GIVEN PROBLEM
What number of lines hold the word "index"? State that number and nothing besides.

LISTING
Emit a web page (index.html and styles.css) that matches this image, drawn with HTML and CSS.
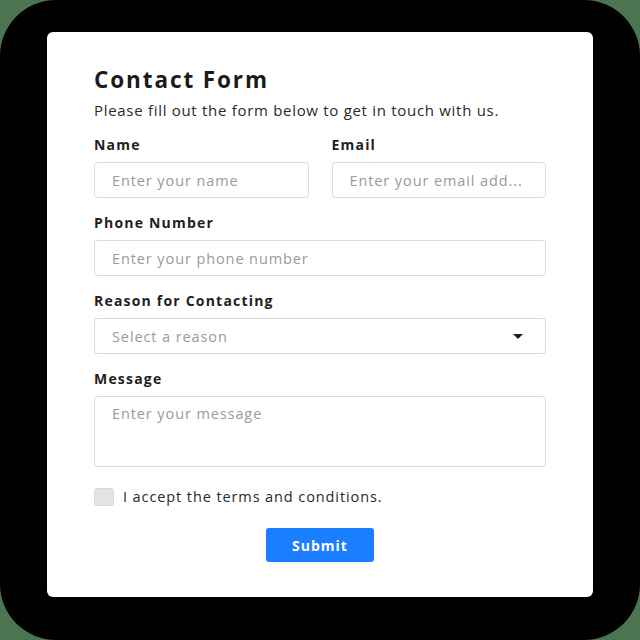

---

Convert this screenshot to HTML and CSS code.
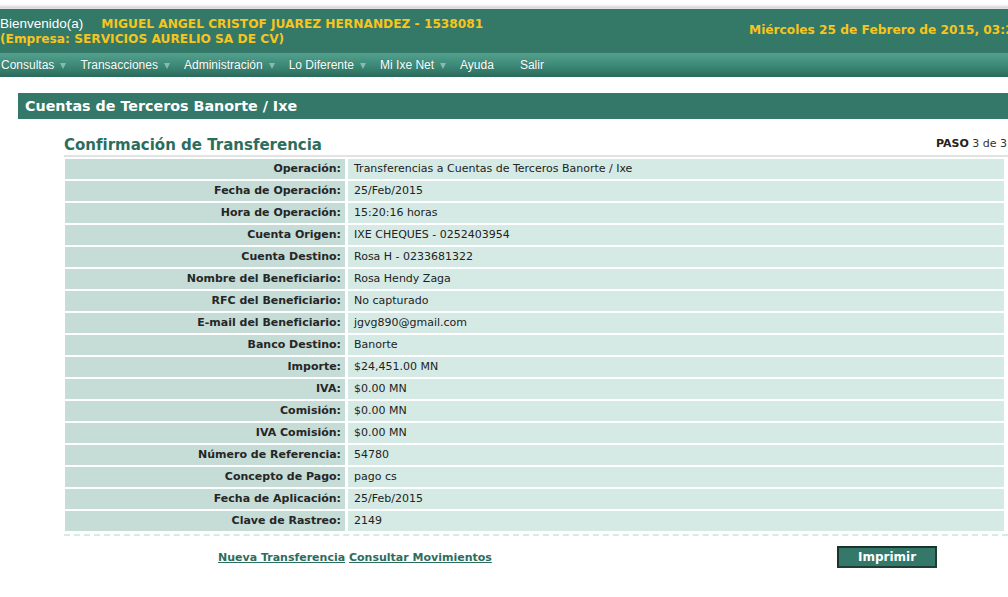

---

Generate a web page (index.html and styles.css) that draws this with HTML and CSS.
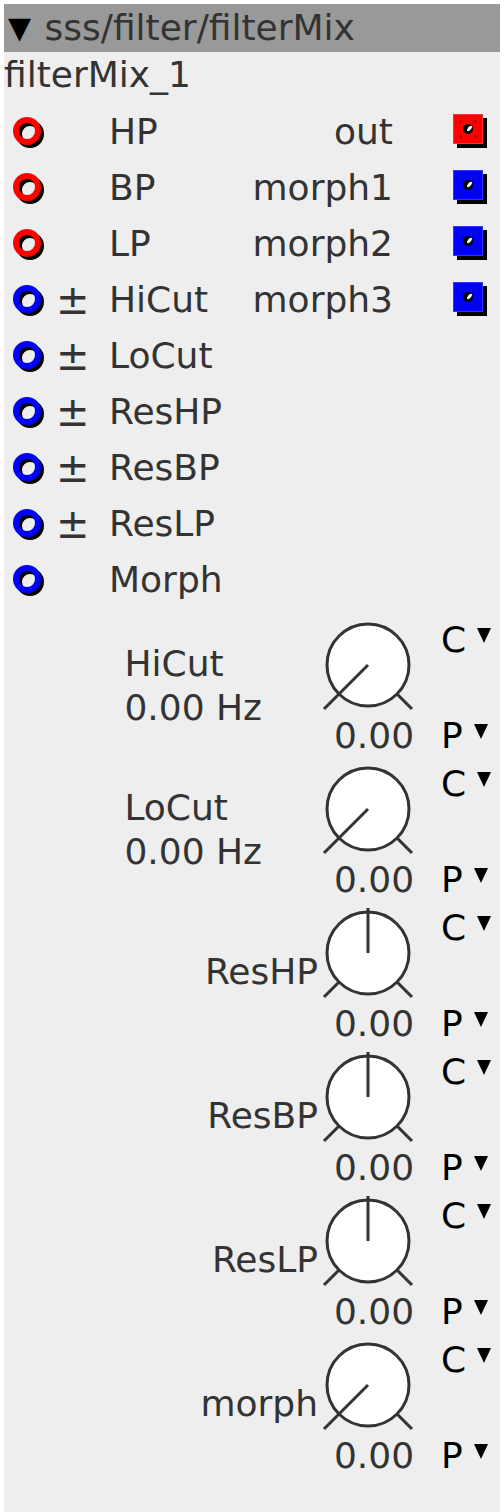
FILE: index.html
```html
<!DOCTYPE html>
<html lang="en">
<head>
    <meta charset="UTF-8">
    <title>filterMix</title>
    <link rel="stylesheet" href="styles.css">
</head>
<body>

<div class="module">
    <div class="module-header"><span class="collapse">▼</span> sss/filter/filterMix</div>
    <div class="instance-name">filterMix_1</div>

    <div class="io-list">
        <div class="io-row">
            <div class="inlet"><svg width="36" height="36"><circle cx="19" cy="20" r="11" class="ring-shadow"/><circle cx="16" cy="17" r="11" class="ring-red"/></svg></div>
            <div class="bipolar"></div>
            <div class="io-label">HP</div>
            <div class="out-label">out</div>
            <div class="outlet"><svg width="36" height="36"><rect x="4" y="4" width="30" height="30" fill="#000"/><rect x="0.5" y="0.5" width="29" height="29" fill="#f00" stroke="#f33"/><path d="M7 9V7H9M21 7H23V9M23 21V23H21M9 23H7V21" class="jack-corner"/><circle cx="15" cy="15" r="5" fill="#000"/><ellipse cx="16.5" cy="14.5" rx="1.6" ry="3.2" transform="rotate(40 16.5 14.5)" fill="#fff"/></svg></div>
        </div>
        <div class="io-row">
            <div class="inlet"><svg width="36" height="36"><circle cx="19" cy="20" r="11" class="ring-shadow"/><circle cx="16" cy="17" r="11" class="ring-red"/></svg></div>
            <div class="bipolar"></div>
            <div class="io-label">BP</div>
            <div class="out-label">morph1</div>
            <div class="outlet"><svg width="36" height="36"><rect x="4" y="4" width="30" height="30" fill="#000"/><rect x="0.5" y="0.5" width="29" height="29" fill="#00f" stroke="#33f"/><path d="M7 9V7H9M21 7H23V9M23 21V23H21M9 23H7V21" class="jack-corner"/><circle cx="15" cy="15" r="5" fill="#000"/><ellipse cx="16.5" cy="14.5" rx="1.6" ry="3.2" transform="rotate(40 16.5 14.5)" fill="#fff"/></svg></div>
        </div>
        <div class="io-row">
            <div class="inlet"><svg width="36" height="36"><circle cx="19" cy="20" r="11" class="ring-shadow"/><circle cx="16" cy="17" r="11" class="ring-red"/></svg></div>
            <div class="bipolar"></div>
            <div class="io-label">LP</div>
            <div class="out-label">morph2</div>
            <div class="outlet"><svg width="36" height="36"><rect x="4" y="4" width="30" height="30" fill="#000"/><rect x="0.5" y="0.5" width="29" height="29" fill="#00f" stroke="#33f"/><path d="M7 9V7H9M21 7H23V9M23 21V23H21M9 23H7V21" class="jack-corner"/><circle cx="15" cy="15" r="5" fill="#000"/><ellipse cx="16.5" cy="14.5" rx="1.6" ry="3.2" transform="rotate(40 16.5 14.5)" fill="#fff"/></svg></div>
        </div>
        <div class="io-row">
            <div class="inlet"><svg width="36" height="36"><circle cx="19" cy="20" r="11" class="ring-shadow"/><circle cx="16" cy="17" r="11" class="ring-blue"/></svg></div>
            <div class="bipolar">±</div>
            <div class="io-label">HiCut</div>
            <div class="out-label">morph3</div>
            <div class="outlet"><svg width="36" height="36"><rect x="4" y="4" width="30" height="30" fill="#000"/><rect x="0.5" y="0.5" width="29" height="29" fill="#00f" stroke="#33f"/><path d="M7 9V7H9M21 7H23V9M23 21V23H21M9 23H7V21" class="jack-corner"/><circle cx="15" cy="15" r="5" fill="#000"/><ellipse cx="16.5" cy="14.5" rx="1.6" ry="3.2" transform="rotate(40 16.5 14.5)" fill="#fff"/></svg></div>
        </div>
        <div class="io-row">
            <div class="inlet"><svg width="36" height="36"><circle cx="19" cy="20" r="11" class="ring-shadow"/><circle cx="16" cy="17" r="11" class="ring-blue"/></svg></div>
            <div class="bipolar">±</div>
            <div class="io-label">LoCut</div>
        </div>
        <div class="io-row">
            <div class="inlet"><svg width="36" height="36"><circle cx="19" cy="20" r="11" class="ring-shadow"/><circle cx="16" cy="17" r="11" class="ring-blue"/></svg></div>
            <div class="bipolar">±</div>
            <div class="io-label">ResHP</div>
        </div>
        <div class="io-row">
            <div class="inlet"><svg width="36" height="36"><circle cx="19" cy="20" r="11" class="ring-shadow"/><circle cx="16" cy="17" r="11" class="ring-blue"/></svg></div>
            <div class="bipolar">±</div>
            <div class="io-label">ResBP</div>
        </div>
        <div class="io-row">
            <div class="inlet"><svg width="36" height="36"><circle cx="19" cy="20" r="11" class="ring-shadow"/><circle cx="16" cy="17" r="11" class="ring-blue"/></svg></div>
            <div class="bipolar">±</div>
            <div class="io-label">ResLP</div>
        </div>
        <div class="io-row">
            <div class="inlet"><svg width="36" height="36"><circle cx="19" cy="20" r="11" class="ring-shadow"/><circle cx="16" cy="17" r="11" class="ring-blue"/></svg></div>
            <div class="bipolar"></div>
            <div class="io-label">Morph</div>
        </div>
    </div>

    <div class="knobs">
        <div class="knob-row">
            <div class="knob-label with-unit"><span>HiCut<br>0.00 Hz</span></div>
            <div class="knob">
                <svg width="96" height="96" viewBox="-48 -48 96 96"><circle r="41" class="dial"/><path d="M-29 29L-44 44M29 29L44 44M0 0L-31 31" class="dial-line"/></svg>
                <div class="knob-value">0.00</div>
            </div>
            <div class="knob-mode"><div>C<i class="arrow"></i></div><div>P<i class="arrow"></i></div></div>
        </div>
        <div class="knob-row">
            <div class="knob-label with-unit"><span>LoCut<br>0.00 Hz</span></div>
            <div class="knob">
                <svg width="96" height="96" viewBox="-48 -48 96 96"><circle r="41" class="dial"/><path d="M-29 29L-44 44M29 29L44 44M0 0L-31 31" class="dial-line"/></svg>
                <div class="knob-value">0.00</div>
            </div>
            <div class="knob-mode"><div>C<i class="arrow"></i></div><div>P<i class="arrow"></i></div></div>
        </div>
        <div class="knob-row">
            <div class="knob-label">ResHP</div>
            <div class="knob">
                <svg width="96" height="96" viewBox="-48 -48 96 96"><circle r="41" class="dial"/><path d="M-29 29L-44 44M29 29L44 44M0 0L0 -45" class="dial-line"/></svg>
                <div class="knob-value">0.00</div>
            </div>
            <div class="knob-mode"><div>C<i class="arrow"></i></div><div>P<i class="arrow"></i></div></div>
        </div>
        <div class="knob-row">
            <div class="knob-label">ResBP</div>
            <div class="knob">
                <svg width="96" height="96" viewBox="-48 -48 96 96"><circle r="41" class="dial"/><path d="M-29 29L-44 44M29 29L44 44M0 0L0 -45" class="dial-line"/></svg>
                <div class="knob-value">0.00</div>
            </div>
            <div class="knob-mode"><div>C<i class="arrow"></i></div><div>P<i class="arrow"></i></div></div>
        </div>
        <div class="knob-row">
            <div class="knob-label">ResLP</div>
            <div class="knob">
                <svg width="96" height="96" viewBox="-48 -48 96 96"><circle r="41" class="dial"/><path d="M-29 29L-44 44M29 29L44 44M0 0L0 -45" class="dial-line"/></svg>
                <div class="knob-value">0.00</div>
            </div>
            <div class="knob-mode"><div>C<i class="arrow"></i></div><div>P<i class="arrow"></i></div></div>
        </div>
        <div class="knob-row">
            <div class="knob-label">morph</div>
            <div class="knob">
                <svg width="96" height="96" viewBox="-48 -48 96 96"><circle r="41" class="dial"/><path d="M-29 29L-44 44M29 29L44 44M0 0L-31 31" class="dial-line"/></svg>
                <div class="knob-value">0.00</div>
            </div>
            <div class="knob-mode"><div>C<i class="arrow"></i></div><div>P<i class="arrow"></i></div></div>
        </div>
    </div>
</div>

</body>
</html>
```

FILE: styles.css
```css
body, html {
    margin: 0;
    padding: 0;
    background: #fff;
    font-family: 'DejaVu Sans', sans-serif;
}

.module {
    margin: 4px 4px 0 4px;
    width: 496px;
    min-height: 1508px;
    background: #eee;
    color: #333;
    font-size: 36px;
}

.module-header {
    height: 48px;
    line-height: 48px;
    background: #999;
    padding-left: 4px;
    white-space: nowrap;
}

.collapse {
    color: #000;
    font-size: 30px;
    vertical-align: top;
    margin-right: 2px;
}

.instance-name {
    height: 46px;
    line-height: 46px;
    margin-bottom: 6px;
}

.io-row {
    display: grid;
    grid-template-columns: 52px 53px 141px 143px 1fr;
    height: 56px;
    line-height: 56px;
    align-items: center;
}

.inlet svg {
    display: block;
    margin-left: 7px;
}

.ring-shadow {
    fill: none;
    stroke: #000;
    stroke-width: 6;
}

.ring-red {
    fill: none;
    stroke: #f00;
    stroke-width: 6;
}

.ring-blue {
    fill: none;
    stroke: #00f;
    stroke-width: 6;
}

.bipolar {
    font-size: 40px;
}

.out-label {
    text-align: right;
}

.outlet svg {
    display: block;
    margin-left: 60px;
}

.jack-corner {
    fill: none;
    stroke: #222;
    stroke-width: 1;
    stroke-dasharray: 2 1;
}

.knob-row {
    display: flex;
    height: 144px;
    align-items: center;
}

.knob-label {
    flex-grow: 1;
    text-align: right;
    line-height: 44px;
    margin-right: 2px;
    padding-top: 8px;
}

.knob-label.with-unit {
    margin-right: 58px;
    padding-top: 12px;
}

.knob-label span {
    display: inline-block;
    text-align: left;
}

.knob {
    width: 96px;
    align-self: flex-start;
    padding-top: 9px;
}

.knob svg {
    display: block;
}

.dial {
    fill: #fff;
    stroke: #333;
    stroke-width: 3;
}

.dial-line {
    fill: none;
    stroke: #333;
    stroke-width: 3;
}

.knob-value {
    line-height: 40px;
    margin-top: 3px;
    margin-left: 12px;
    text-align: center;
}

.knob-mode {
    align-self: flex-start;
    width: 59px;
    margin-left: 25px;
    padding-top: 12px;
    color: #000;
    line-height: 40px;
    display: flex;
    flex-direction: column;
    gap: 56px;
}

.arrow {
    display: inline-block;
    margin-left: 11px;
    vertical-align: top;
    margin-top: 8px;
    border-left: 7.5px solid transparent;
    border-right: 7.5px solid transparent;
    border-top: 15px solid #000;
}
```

SOLUTION FOR THIS EXERCISE
3